Another classic in participant in Joylon Wagg’s Vagabond Car Club rally is a French icon. A yellow car with a black roof parked to left of number 24. This is the Citroen DS.
The DS was an executive car manufactured between 1955 and 1975 by the French company Citroen. It was manufactured in a number of countries other than France which included, Australia, Portugal, United Kingdom, South Africa and Yugoslavia. It was designed by the Italian sculptor and designer Flaminio Bertoni and the French engineer Andre Lefebvre. It was offered as a:-
- 4-door saloon
- 5-door “Safari”, a station wagon
- 2-door convertible.
This car was unlike any other car that had been built in the 1950s. It was a futuristic looking car with technologies way beyond its time, especially the hydro-pneumatic self leveling suspension. This car was judged third in the 1999 “Car of the Century” poll which recognised world’s most influential automobile designs. It was also judged as the most beautiful car of all times by “Classic & Sports Car” magazine. The car garnered 743 orders in the first 15 minutes of it being displayed at the Paris Motor Show of 1955. The total number of bookings on day 1 were 12,000.
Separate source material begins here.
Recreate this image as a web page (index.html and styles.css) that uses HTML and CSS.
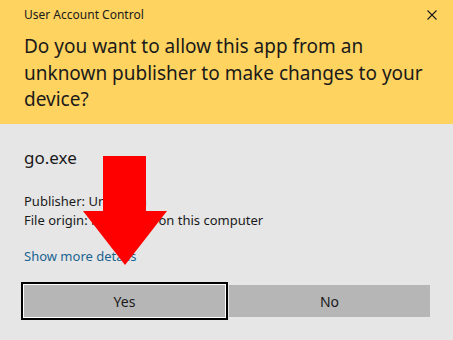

The talking point of the car was its hydro-pneumatic suspension which had self leveling capabilities along with variable ground clearance. This allowed it to glide over rough and broken roads with characterised a France still recovering from World War II and under reconstruction. The DS set new benchmarks in handling and ride quality. To improve handling, the car had fibre glass roof which lowered the center of gravity. It was also provided with hydraulic power steering and a semi-automatic transmission which allowed gears to be changed manually without the use of clutch.
The 1957 DS, which is shown in the book “The Red Sea Sharks” was powered by a 1,911 cc (116.7 Cu-inch) inline naturally aspirated four cylinder petrol engine. This engine breathed through two valves per cylinder to put out 74 HP at 4,500 rpm. It also generated 137 N-m (101 ft-lb) at 3,000 rpm. The car was mid-engined, though the engine sat ahead of the driver and not aft as is the normal case with mid-engined cars. This improved the weight distribution and hence handling. All the power and torque were fed to the front wheels through a semi-automatic gearbox with four ratios.
A Cd of 0.38 allowed this small engine to push a 4,800 mm (189″) long, 1,790 mm (70.5″) wide and 1,470 mm (57.9″) tall car weighing 1,650 kg (3,638lbs) to a top speed of 148 km/h (92 mph). It could accelerate from 0 to 100 km/h in 21.1 seconds or 0 to 60 mph in 19.7 seconds. A quarter mile drag took 21.8 seconds with the speedo showing 102 km/h (63 mph) when the brakes were hit at the end of the drag strip. To improve handling, the track at the front wheels was more than the track at the rear wheels.
Designed by a sculptor, the DS, pronounced “Deesse” French pun for goddess had many innovative design cues which made its competitors appear as ox carts in space age. One of the highlights was the single spoke steering wheel, a pure piece of art and with full functionality. It also used plastics for the interior trim, something of a rarity at the time.
The DS was the official car of the French President Charles de Gaulle. He survived an attempt on his life in this car in 1962. It was also owned by eminent personalities like cosmonaut Yuri Gagarin, Pope John XIII, painter Marc Chagall etc It was extremely popular with the French taxi drivers also because of the comfort it offered to them as well as their passengers.